Penetration of mixed distributed generators in a medium voltage network

This paper examines the results of the penetration of mixed distributed generators in a medium-voltage power distribution network. Specifically, the connected distributed generation resources are mainly photovoltaic units, a wind farm and a hydroelectric plant and they operate with different power factors. Their influence on the network branch currents, losses and voltage profile as well as on the short-circuit level at the medium-voltage busbars of the infeeding substation are examined, for differed load conditions, according to international and national standards. The arising problems are explored by parametric investigations concerning the operating characteristics of the connected units.
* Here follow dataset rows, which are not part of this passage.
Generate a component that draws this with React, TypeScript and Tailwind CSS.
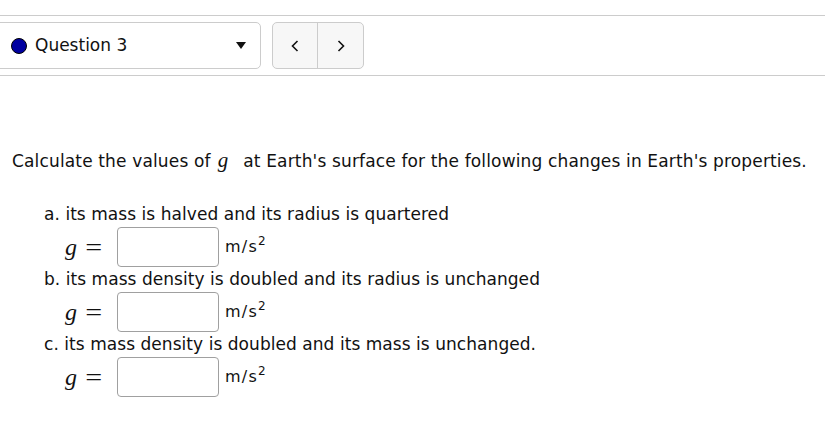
import React from "react";

const font = { fontFamily: '"DejaVu Sans", Verdana, sans-serif' };

function G() {
  return (
    <span className="italic text-[21px] ml-[7px] mr-[15px]" style={{ fontFamily: '"Liberation Serif", "DejaVu Serif", serif' }}>
      g
    </span>
  );
}

function Answer() {
  return (
    <div className="flex items-center h-[40px] pl-[65px]">
      <span className="w-[52px] flex items-center gap-[10px]" style={{ fontFamily: '"Liberation Serif", serif' }}>
        <span className="italic text-[24px] leading-none">g</span>
        <span className="text-[24px] leading-none scale-x-125 inline-block">=</span>
      </span>
      <div className="w-[102px] h-[40px] border border-[#a0a0a0] rounded-[4px] bg-white" />
      <span className="ml-[6px] text-[16px] tracking-[1.2px] text-[#111]">
        m/s<span className="text-[12px] relative -top-[7px]">2</span>
      </span>
    </div>
  );
}

export default function App() {
  return (
    <div className="w-[825px] h-[421px] bg-white overflow-hidden text-[#111]" style={font}>
      <div className="h-[15px]" />
      <div className="border-t border-[#cccccc]">
        <div className="flex items-start h-[59px] pt-[6px]">
          <div className="ml-[-10px] w-[271px] h-[47px] border border-[#cccccc] rounded-[5px] flex items-center pl-[20px] pr-[14px] bg-white">
            <span className="w-[16px] h-[16px] rounded-full bg-[#0000a0] border-[1.5px] border-black" />
            <span className="ml-[8px] text-[17px]">Question 3</span>
            <span className="ml-auto">
              <svg width="10" height="7" viewBox="0 0 10 7"><path d="M0 0H10L5 7Z" fill="#111" /></svg>
            </span>
          </div>
          <div className="ml-[11px] flex h-[47px] border border-[#cccccc] rounded-[5px] bg-[#f7f7f7]">
            <button className="w-[45px] flex items-center justify-center border-r border-[#cccccc]">
              <svg width="8" height="12" viewBox="0 0 8 12"><path d="M6.5 1L1.5 6L6.5 11" fill="none" stroke="#111" strokeWidth="1.6" /></svg>
            </button>
            <button className="w-[45px] flex items-center justify-center">
              <svg width="8" height="12" viewBox="0 0 8 12"><path d="M1.5 1L6.5 6L1.5 11" fill="none" stroke="#111" strokeWidth="1.6" /></svg>
            </button>
          </div>
        </div>
      </div>
      <div className="border-t border-[#cccccc]" />
      <div className="pl-[12px] pt-[72px] text-[17px] leading-[24px] tracking-[0.15px]">
        Calculate the values of<G />at Earth's surface for the following changes in Earth's properties.
      </div>
      <div className="mt-[29px] text-[17px] tracking-[0.05px]">
        <div className="pl-[44px] leading-[25px]">a. its mass is halved and its radius is quartered</div>
        <Answer />
        <div className="pl-[44px] leading-[25px]">b. its mass density is doubled and its radius is unchanged</div>
        <Answer />
        <div className="pl-[44px] leading-[25px]">c. its mass density is doubled and its mass is unchanged.</div>
        <Answer />
      </div>
    </div>
  );
}
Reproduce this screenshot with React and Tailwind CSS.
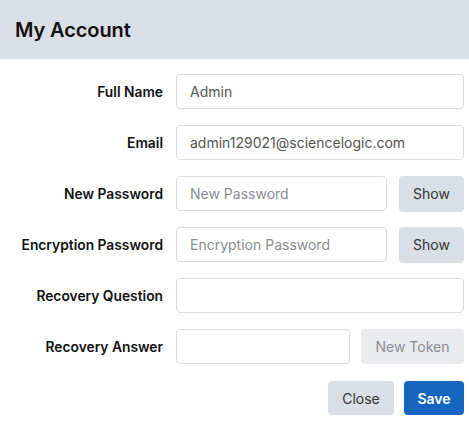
import React from "react";

export default function App() {
  return (
    <div className="w-[469px] h-[428px] bg-white font-['Inter',sans-serif] text-[#111]">
      {/* header */}
      <div className="h-[59px] bg-[#dadee6] flex items-center px-[15px]">
        <h1 className="text-[20px] font-semibold tracking-[-0.1px]">My Account</h1>
      </div>

      {/* form */}
      <div className="pt-[15px] pr-[5px]">
        <div className="grid grid-cols-[163px_1fr] gap-x-[13px] gap-y-4 items-center">
          <Label>Full Name</Label>
          <Field value="Admin" />

          <Label>Email</Label>
          <Field value="admin129021@sciencelogic.com" />

          <Label>New Password</Label>
          <div className="flex items-center gap-3 h-[35px]">
            <Field placeholder="New Password" />
            <button className="w-[65px] h-[36px] shrink-0 rounded bg-[#dadee6] text-[14px] text-[#333]">
              Show
            </button>
          </div>

          <Label>Encryption Password</Label>
          <div className="flex items-center gap-3 h-[35px]">
            <Field placeholder="Encryption Password" />
            <button className="w-[65px] h-[36px] shrink-0 rounded bg-[#dadee6] text-[14px] text-[#333]">
              Show
            </button>
          </div>

          <Label>Recovery Question</Label>
          <Field />

          <Label>Recovery Answer</Label>
          <div className="flex items-center gap-[11px] h-[35px]">
            <Field />
            <button className="w-[103px] h-[35px] shrink-0 rounded bg-[#e9ebef] text-[14px] text-[#8a8d92]">
              New Token
            </button>
          </div>
        </div>

        <div className="flex justify-end gap-[10px] mt-[17px]">
          <button className="w-[66px] h-[34px] rounded bg-[#dadee6] text-[14px] text-[#333]">Close</button>
          <button className="w-[60px] h-[34px] rounded bg-[#1565c0] text-[14px] font-semibold text-white">Save</button>
        </div>
      </div>
    </div>
  );
}

function Label({ children }) {
  return <label className="text-right text-[13.8px] font-semibold leading-5">{children}</label>;
}

function Field({ value, placeholder }) {
  return (
    <input
      defaultValue={value}
      placeholder={placeholder}
      className="w-full min-w-0 h-[35px] rounded border border-[#d9dde3] bg-white px-[13px] text-[14px] text-[#555] placeholder:text-[#8a8d92] outline-none"
    />
  );
}
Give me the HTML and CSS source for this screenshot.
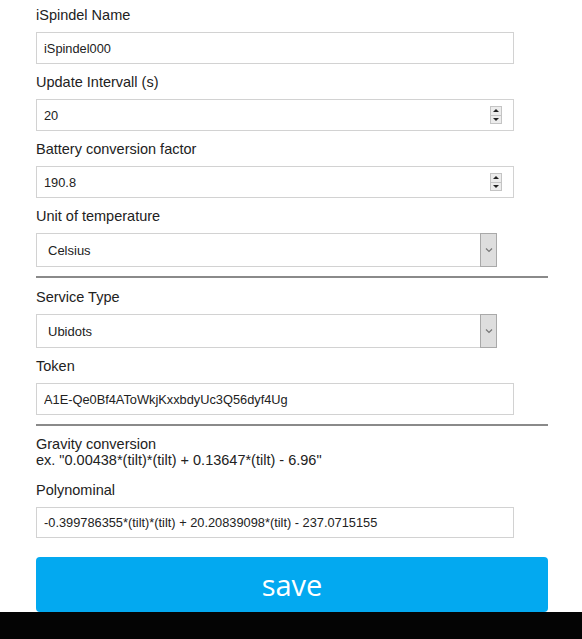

Finally, general conclusions regarding the handling of relevant practical problems are set out.

Fine-Grain reconfigurable platform: FPGA hardware design and software toolset development

A complete system for the implementation of digital logic in a fine-grain reconfigurable platform is introduced. The system is composed of two parts. The fine-grain reconfigurable hardware platform (FPGA) on which the logic is implemented and the set of CAD tools for mapping logic to the FPGA platform. A novel energy-efficient FPGA architecture is presented (CLB, interconnect network, configuration hardware) and simulated in STM 0.18 μm CMOS technology. Concerning the tool flow, each tool can operate as a standalone program as well as part of a complete design framework, composed by existing and new tools.